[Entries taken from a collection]

◆ ◆ ◆

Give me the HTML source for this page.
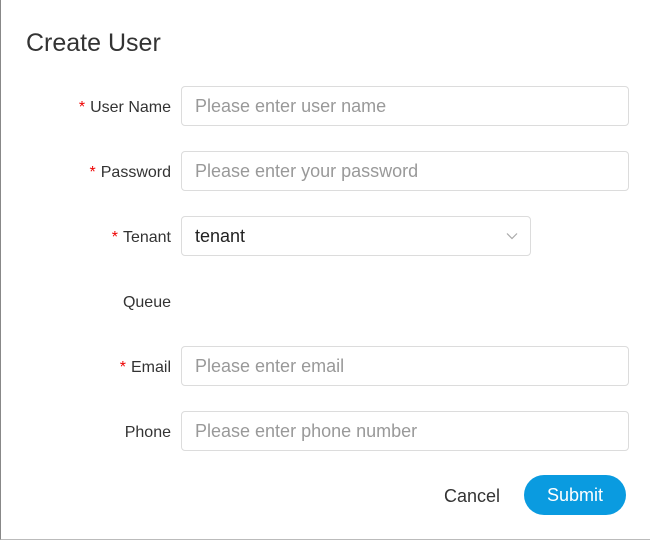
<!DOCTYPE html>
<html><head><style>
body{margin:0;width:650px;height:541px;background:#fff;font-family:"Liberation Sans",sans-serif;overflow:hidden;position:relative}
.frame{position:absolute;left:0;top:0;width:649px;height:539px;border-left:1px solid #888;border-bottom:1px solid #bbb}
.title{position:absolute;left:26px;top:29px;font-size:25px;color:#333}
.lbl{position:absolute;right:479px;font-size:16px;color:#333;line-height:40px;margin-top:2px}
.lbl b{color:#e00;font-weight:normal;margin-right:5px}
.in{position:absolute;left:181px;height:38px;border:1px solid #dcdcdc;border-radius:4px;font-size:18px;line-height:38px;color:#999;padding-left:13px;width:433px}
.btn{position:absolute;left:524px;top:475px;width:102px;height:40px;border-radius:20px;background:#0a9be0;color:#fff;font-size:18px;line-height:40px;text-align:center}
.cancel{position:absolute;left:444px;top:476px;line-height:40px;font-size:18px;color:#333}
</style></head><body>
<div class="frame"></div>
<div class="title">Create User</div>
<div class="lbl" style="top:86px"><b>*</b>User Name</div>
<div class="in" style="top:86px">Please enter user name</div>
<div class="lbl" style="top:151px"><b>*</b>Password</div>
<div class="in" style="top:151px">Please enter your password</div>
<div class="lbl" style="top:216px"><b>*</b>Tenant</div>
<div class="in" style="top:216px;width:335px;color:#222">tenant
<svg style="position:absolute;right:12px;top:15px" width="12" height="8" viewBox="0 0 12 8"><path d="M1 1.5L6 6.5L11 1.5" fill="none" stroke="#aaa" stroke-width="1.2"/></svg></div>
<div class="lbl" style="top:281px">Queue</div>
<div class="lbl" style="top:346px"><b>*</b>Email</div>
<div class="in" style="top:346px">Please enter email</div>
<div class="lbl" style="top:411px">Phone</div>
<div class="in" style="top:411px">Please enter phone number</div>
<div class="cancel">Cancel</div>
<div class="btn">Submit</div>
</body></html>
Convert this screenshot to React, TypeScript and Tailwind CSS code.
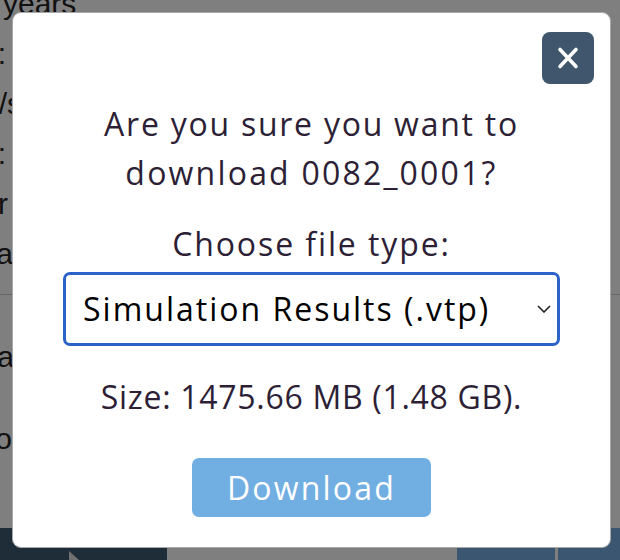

◆ ◆ ◆

(Directive): Scan the material above for the word "this". Copy each line where it occurs.

(Answer below):
Give me the HTML source for this page.
Convert this screenshot to React, TypeScript and Tailwind CSS code.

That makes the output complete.